Leo William Edward Hipkiss
I previously studied for my BSc (Honours) in Forensic Science at the University of Wolverhampton which through an unconventional pathway lead me to the world of cartilage research. Following this degree I received the Kennedy Prize Studentship to begin reading for DPhil in Musculoskeletal Sciences.

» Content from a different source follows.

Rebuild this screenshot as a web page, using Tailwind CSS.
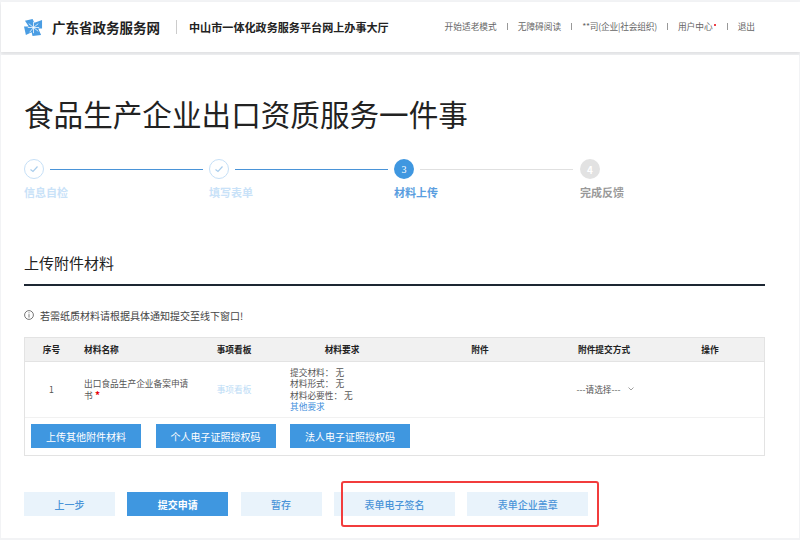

My project is related to cartilage and its low oxygen (hypoxic) environment. Human articular cartilage is a shock absorbing and load bearing tissue, and as a result of this function, is avascular. The lack of a blood supply to the tissue results in a hypoxic environment. The exclusive cell type in cartilage, chondrocytes, appear well adapted to hypoxia. The chondrocyte response to hypoxia is primarily mediated by hypoxia inducible factors (HIFs). Previous research conducted in our group has detailed the response to hypoxia in healthy human articular chondrocytes (HACs)/cartilage. This research found that hypoxia increased both the anabolic and anti-catabolic functions of the chondrocyte and that manipulation of this system could further enhance these effects. However the response of OA chondrocytes to hypoxia and the activity of HIF are less clearly understood.
The aim of my project is to elucidate the response of chondrocytes/cartilage, from human osteoarthritic (OA) patients, to hypoxia. Identifying any changes to the system and potentially identify an area for manipulation that could provide therapeutic benefit.